Il m'est arrivé un truc... terrifiant. Si, si, pour moi c'est terrifiant : entre un "hygiénisme" angoissant, et une "anomisation" galopante de tous nos rapports sociaux.
Je m'explique. Sortant d'un rendez-vous, j'ai une petite faim, j'entre dans une boulangerie, a priori une simple boulangerie. Je me choisis une petite douceur, on m'en annonce le prix, je tend un billet.
"Non, ici" m'ordonne la vendeuse en me désignant une fente dans une espèce de bulle en plastique.
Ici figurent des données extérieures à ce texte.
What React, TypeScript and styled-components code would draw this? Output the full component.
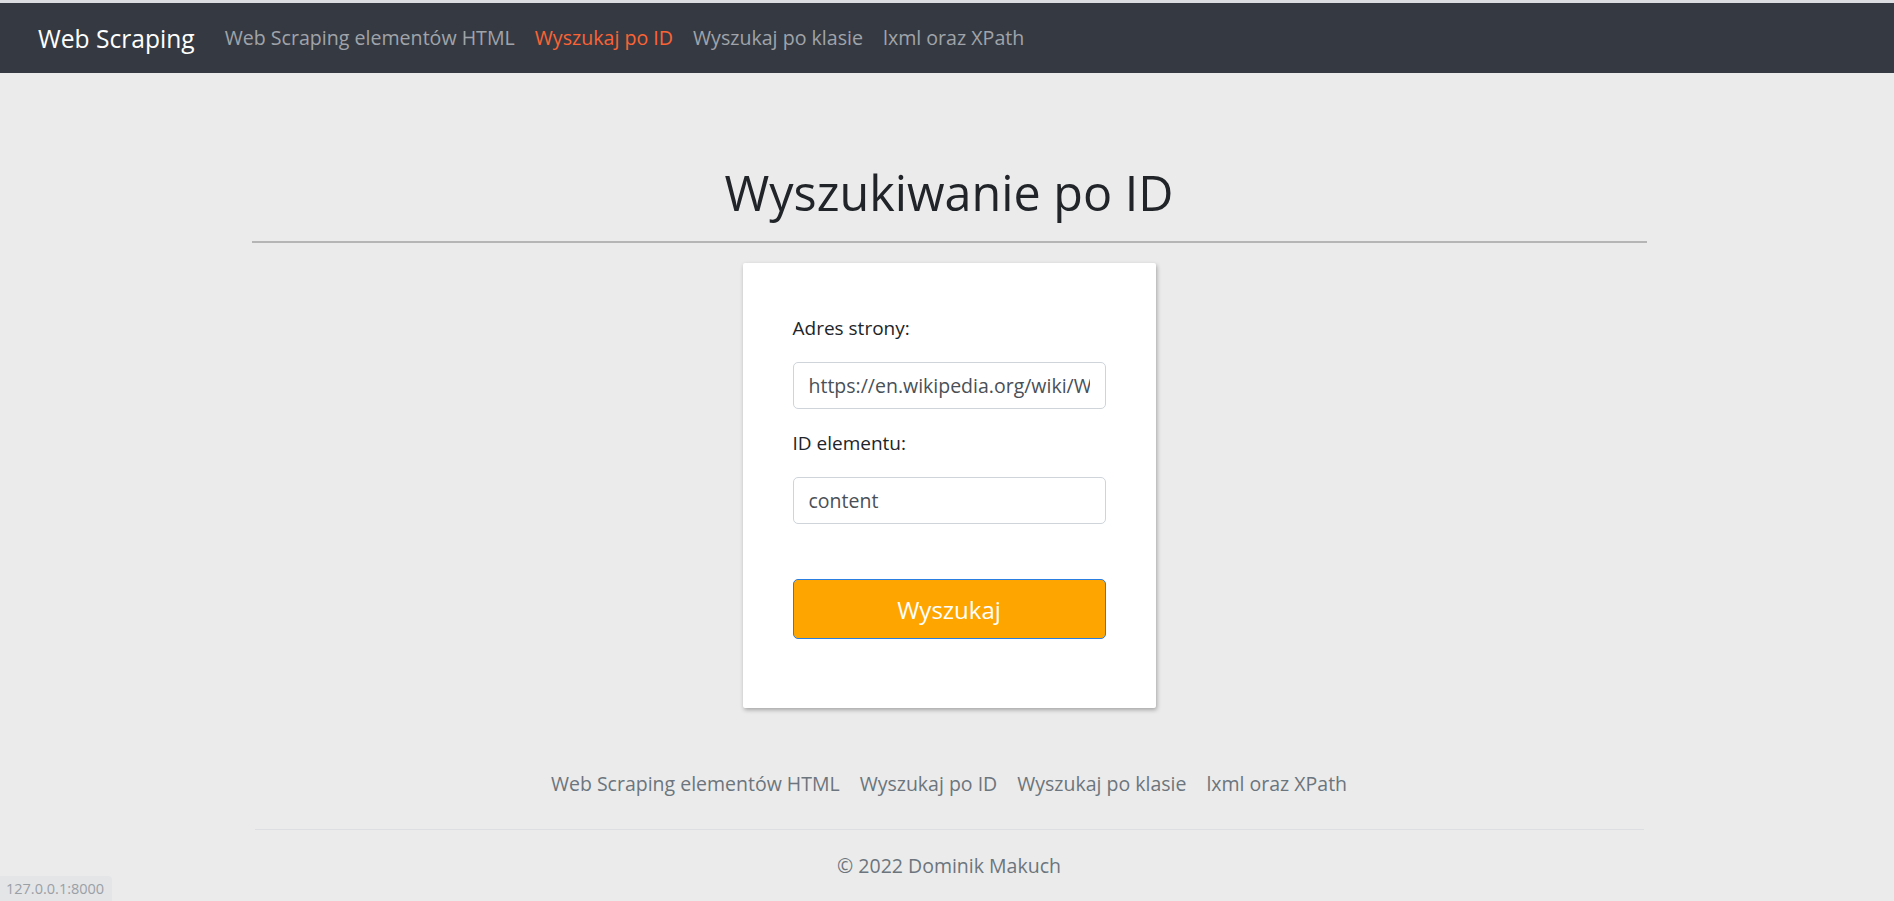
import React from "react";
import styled, { createGlobalStyle } from "styled-components";

const GlobalStyle = createGlobalStyle`
  html, body {
    margin: 0;
    padding: 0;
    background: #ebebeb;
    font-family: "Open Sans", "Noto Sans", sans-serif;
    color: #212529;
  }
  * { box-sizing: border-box; }
`;

const Page = styled.div`
  min-height: 901px;
  border-top: 3px solid #dcdde0;
`;

const Navbar = styled.nav`
  height: 70px;
  background: #353a42;
  display: flex;
  align-items: center;
  padding: 0 38px;
`;

const Brand = styled.a`
  color: #ffffff;
  font-size: 24.6px;
  line-height: 37px;
  margin-right: 20px;
  text-decoration: none;
`;

const NavList = styled.div`
  display: flex;
  align-items: center;
`;

const NavLink = styled.a<{ $active?: boolean }>`
  color: ${(p) => (p.$active ? "#fc6334" : "#a0a4aa")};
  font-size: 19.6px;
  line-height: 30px;
  padding: 10px 10px;
  text-decoration: none;
`;

const Container = styled.main`
  width: 1395px;
  margin: 0 auto;
  position: relative;
  left: 2px;
`;

const Title = styled.h1`
  margin: 89px 0 19px;
  font-size: 48.5px;
  line-height: 60px;
  font-weight: 400;
  text-align: center;
  color: #212529;
`;

const Divider = styled.hr`
  margin: 0 0 20px;
  border: 0;
  height: 2px;
  background: #b5b5b5;
`;

const Card = styled.form`
  width: 413px;
  margin: 0 auto;
  background: #ffffff;
  padding: 50px 50px 69px;
  border-radius: 2px;
  box-shadow: 1px 2px 4px rgba(0, 0, 0, 0.3);
  display: flex;
  flex-direction: column;
`;

const Label = styled.label`
  display: block;
  font-size: 19px;
  line-height: 30px;
  color: #212529;
  margin-bottom: 19px;
`;

const Input = styled.input<{ $mb?: number }>`
  display: block;
  width: 100%;
  height: 47px;
  padding: 0 15px;
  font-family: "Open Sans", "Noto Sans", sans-serif;
  font-size: 19.5px;
  color: #495057;
  background: #ffffff;
  border: 1px solid #ced4da;
  border-radius: 5px;
  outline: none;
  margin-bottom: ${(p) => p.$mb ?? 0}px;
`;

const SubmitButton = styled.button`
  margin-top: 55px;
  width: 100%;
  height: 60px;
  background: #ffa500;
  border: 1px solid #2a7de1;
  border-radius: 5px;
  color: #ffffff;
  font-family: "Open Sans", "Noto Sans", sans-serif;
  font-size: 24px;
  line-height: 37px;
  cursor: pointer;
`;

const Footer = styled.footer`
  margin-top: 51px;
`;

const FooterNav = styled.div`
  display: flex;
  justify-content: center;
  padding-bottom: 20px;
  border-bottom: 1px solid #dcdee2;
  margin: 0 3px 21px;
`;

const FooterLink = styled.a`
  color: #6c757d;
  font-size: 19.5px;
  line-height: 30px;
  padding: 10px 10px;
  text-decoration: none;
`;

const Copyright = styled.p`
  margin: 0;
  text-align: center;
  color: #6c757d;
  font-size: 19.5px;
  line-height: 30px;
`;

const StatusBubble = styled.div`
  position: fixed;
  left: 0;
  bottom: 0;
  height: 25px;
  padding: 0 8px 0 6px;
  display: flex;
  align-items: center;
  background: #e4e5e7;
  border-top-right-radius: 4px;
  color: #9aa0a6;
  font-size: 14.5px;
  font-family: "Open Sans", sans-serif;
`;

const links = [
  "Web Scraping elementów HTML",
  "Wyszukaj po ID",
  "Wyszukaj po klasie",
  "lxml oraz XPath",
];

export default function App() {
  return (
    <Page>
      <GlobalStyle />
      <Navbar>
        <Brand href="#">Web Scraping</Brand>
        <NavList>
          {links.map((l) => (
            <NavLink key={l} href="#" $active={l === "Wyszukaj po ID"}>
              {l}
            </NavLink>
          ))}
        </NavList>
      </Navbar>
      <Container>
        <Title>Wyszukiwanie po ID</Title>
        <Divider />
        <Card onSubmit={(e) => e.preventDefault()}>
          <Label htmlFor="url">Adres strony:</Label>
          <Input
            id="url"
            $mb={19}
            readOnly
            value="https://en.wikipedia.org/wiki/Web_scraping"
          />
          <Label htmlFor="elid">ID elementu:</Label>
          <Input id="elid" readOnly value="content" />
          <SubmitButton type="submit">Wyszukaj</SubmitButton>
        </Card>
        <Footer>
          <FooterNav>
            {links.map((l) => (
              <FooterLink key={l} href="#">
                {l}
              </FooterLink>
            ))}
          </FooterNav>
          <Copyright>© 2022 Dominik Makuch</Copyright>
        </Footer>
      </Container>
      <StatusBubble>127.0.0.1:8000</StatusBubble>
    </Page>
  );
}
J'ai bien mis trois secondes à comprendre. Mais c'est bien ce qu'elle voulait : que j'enfile mon billet dans la fente de la bulle. Ca a été plus fort que moi, j'ai dit "non".
"Si, si, qu'elle me répond. On ne peut pas faire autrement, c'est comme ça."
Donc soit je renonçais à la douceur en question, soit je cédais à la machine et lui laissait abolir le geste humain, simple et millénnaire de l'échange de monnaie. J'ai cédé.
J'ai glissé mon billet dans la fente, cela à fait un petit bruit, suivi de cliquetis, puis d'un bruit inqualifiable de pièces roulant dans un creux en plastique transparent. Pas même le bruit désormais familier des distributeurs de café ou de coca qu'on trouve sur les péages d'autoroute. Non. Un bruit terriblement vulgaire.
M'en offuscant plus tard devant des copains, ils ont haussé les épaules d'un air entendu. "Ben oui, c'est pour mieux contrôler ce qui passe dans les caisses..."
Ah d'accord... A force de considérer les gens qui travaillent comme de simples coûts non compétitifs... on passe à autre chose de plus... Quoi ? Soupçonneux ?
Dans ces conditions, c'est sûr, la machine qui dispense de toute considération humaine est plus confortable. On ne peut rien lui repprocher.
Mais moi, si. Ces machines j'en veux pas.
Donc boycott définitif de la dite boulangerie.
Je sais c'est une goutte d'eau dans un océan de machinalité. Mais de nombreux autres auront peut-être envie de faire comme moi ?
Merci d'avance.
Je milite pour que les êtres humaines continuent à se rendre la monnaie !
Je milite pour que l'argent continue de circuler de la main à la main.
Je milite pour que les machines ne s'approprient pas aussi nos échanges.